Le Conseil considère qu’on ne peut pas laisser une question aussi importante que la lutte anti-tabac, qui se rapporte à des phénomènes de société complexes, sous la responsabilité d’une personne morale qui s’autoproclame défenderesse de la santé publique tout en dépendant largement, dans son financement, de ceux qui ont le moins intérêt à ce que cette lutte soit efficace. Si elle est déterminée à lutter contre le fléau du tabagisme, la Belgique doit se doter d’un véritable fonds indépendant pour la prévention, à l’image de ce que vient de faire la Suisse (qui prélève l’équivalent de 2 centimes d’euros par paquet de cigarette pour alimenter ce fonds). Et si cela est possible en Suisse, pays sous haute influence de l’industrie du tabac, où plusieurs transnationales ont leurs sièges mondiaux, cela devrait être a fortiori possible en Belgique! En outre, un tel fonds doit être géré en toute transparence et selon un processus démocratique, sous les auspices d’un organe représentatif des différents niveaux fédérés concernés (administrations de la santé), des acteurs de la prévention et des consommateurs.

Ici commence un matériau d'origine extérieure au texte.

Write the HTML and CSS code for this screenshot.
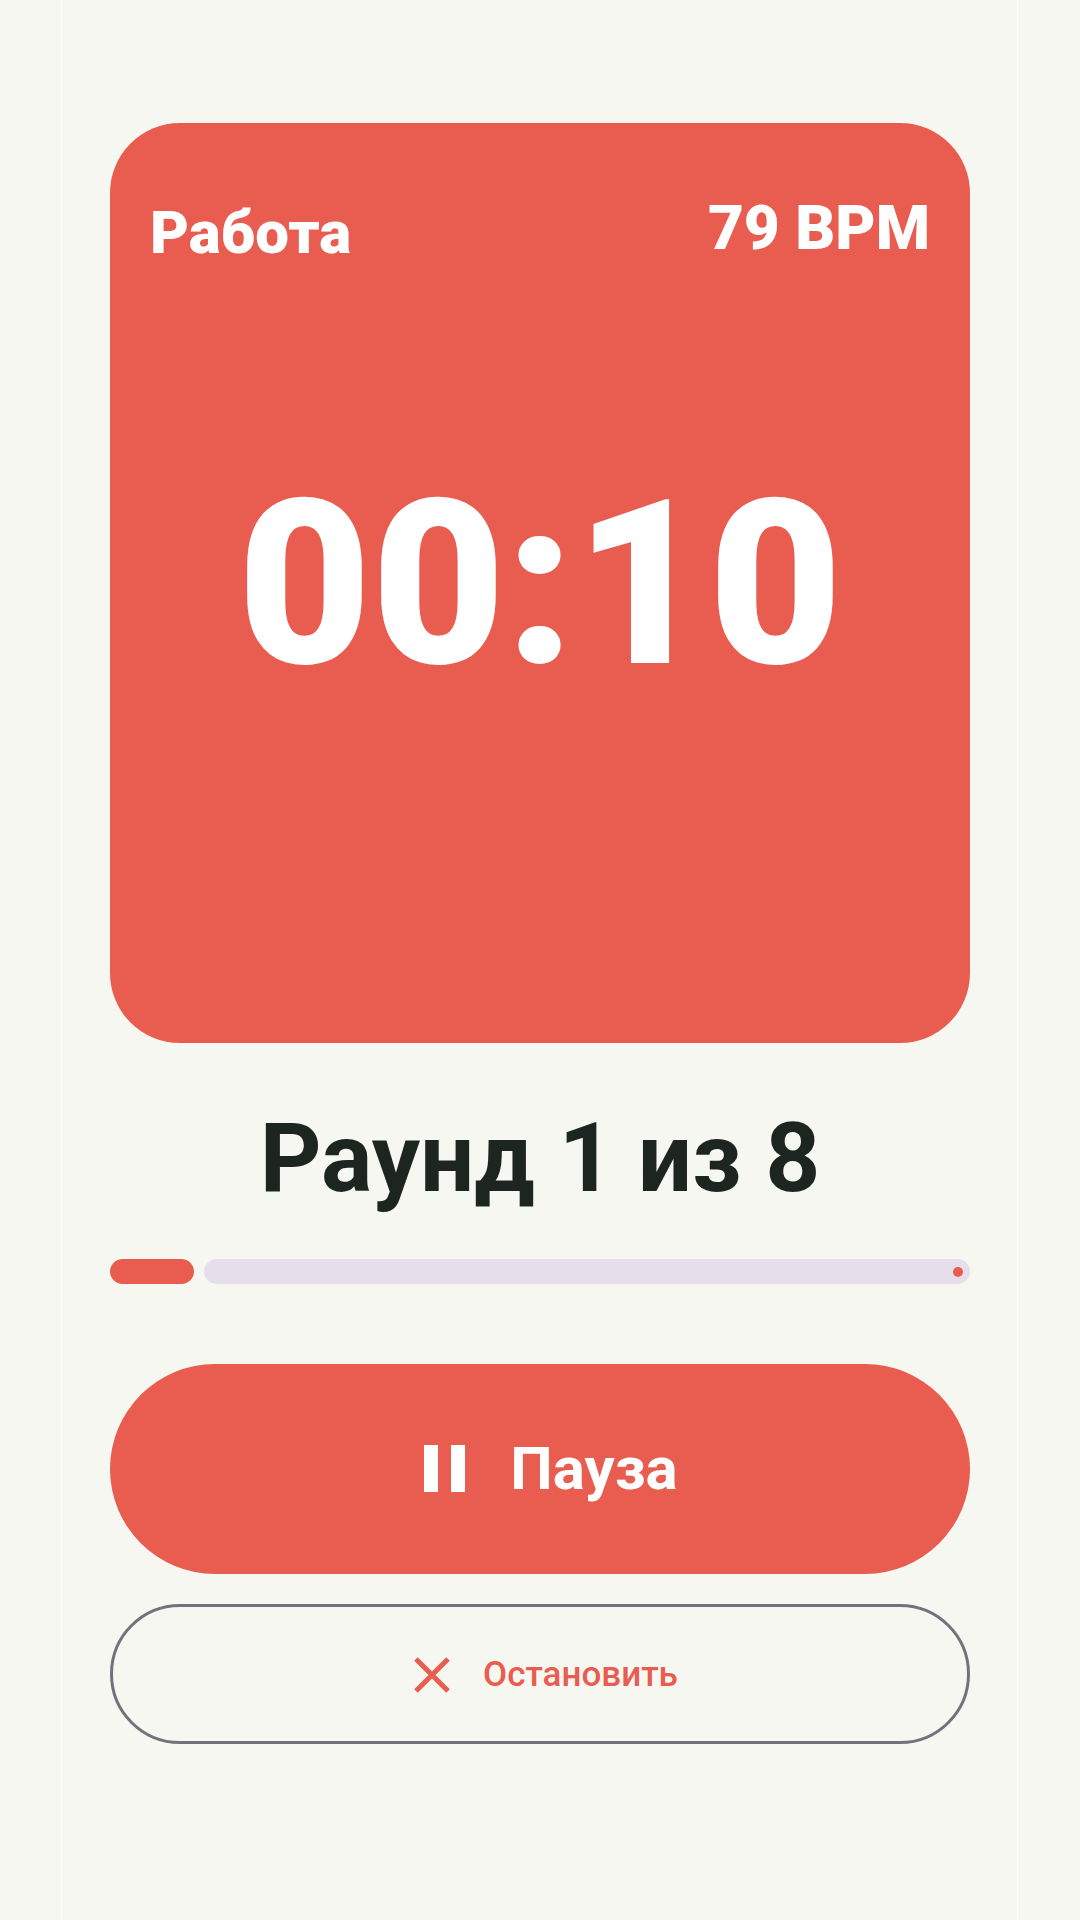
FILE: index.html
```html
<!DOCTYPE html>
<html lang="ru">
<head>
<meta charset="utf-8">
<meta name="viewport" content="width=device-width, initial-scale=1">
<title>Таймер</title>
<link rel="stylesheet" href="styles.css">
</head>
<body>
<main class="screen">
  <section class="timer">
    <header class="timer-head">
      <h1 class="phase">Работа</h1>
      <p class="pulse">79 BPM</p>
    </header>
    <p class="clock">00:10</p>
  </section>
  <h2 class="round">Раунд 1 из 8</h2>
  <div class="progress" role="progressbar" aria-label="Раунды" aria-valuemin="0" aria-valuemax="8" aria-valuenow="1">
    <span class="done"></span>
    <span class="rest"></span>
  </div>
  <button class="pause" type="button">
    <svg class="pause-icon" viewBox="0 0 42 48" aria-hidden="true"><path d="M0 0h14v47H0zM27 0h14v47H27z" fill="currentColor"/></svg>
    <span>Пауза</span>
  </button>
  <button class="stop" type="button">
    <svg class="stop-icon" viewBox="0 0 36 36" aria-hidden="true"><path d="M2 2L34 34M34 2L2 34" stroke="currentColor" stroke-width="5"/></svg>
    <span>Остановить</span>
  </button>
</main>
</body>
</html>
```
FILE: styles.css
```css
* { box-sizing: border-box; }
body {
  margin: 0;
  background: #f6f7f1;
  color: #1c2520;
  font-family: Roboto, "Noto Sans", sans-serif;
}
h1, h2, p { margin: 0; }
.screen {
  display: flex;
  flex-direction: column;
  min-height: 100vh;
  margin: 0 62px 0 61px;
  padding: 123px 47px 176px 48px;
  border: solid #fdfefa;
  border-width: 0 1px;
}
.timer {
  display: flex;
  flex-direction: column;
  flex: 1;
  padding: 69px 40px 0;
  border-radius: 70px;
  background: #e95d50;
  color: #fff;
}
.timer-head {
  display: flex;
  justify-content: space-between;
  align-items: flex-start;
}
.phase, .pulse { line-height: 72px; font-weight: 900; }
.phase { padding-top: 5px; font-size: 60px; }
.pulse { font-size: 62px; }
.clock {
  margin-top: 179px;
  font-size: 231px;
  line-height: 272px;
  font-weight: 900;
  text-align: center;
}
.round {
  margin-top: 59px;
  font-size: 96px;
  line-height: 112px;
  font-weight: 700;
  text-align: center;
}
.progress { display: flex; gap: 10px; height: 25px; margin-top: 45px; }
.done { flex: 1; border-radius: 13px; background: #e95d50; }
.rest {
  display: flex;
  flex: 9;
  align-items: center;
  justify-content: flex-end;
  padding-right: 7px;
  border-radius: 13px;
  background: #e7deeb;
}
.rest::after { content: ""; width: 10px; height: 10px; border-radius: 50%; background: #e95d50; }
button {
  display: flex;
  align-items: center;
  justify-content: center;
  font-family: inherit;
  cursor: pointer;
}
.pause {
  gap: 44px;
  height: 210px;
  margin-top: 80px;
  padding: 0 0 0 22px;
  border: 0;
  border-radius: 105px;
  background: #e95d50;
  color: #fff;
  font-size: 60px;
  line-height: 72px;
  font-weight: 700;
}
.pause-icon { width: 42px; height: 48px; }
.stop {
  gap: 33px;
  height: 140px;
  margin-top: 30px;
  padding: 2px 0 0 12px;
  border: 3px solid #74707c;
  border-radius: 70px;
  background: transparent;
  color: #e95d50;
  font-size: 35px;
  line-height: 48px;
  font-weight: 500;
}
.stop-icon { width: 36px; height: 36px; }
```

Peut-on considérer que le CREAA, nouvelle fondation reconnue d’utilité publique, remplit ces conditions et pourrait développer des recherches et/ou des projets de prévention tabac crédibles?
Le Conseil, en l’état actuel du processus, répond négativement à cette question.
Il estime nécessaire de se questionner sur l’encadrement, la légitimité et les modalités de travail de cette nouvelle Fondation issue en droite ligne de Rodin, une association ayant oeuvré sous la coupe des cigarettiers.
La Présidente du Conseil, Martine Bantuelle
Avis du Conseil supérieur de promotion de la santé du 19 mai 2006
Réaction
La Fondation Rodin a réfuté les critiques formulées par le Conseil supérieur de promotion santé, en parlant de procès d’intention et en précisant que « Le juge des référés lui – même a estimé que si nous devons bien remettre un rapport d’activités à l’industrie , cela ne suppose pas que son contenu lui plaise » (Le Soir du 4/10/2006).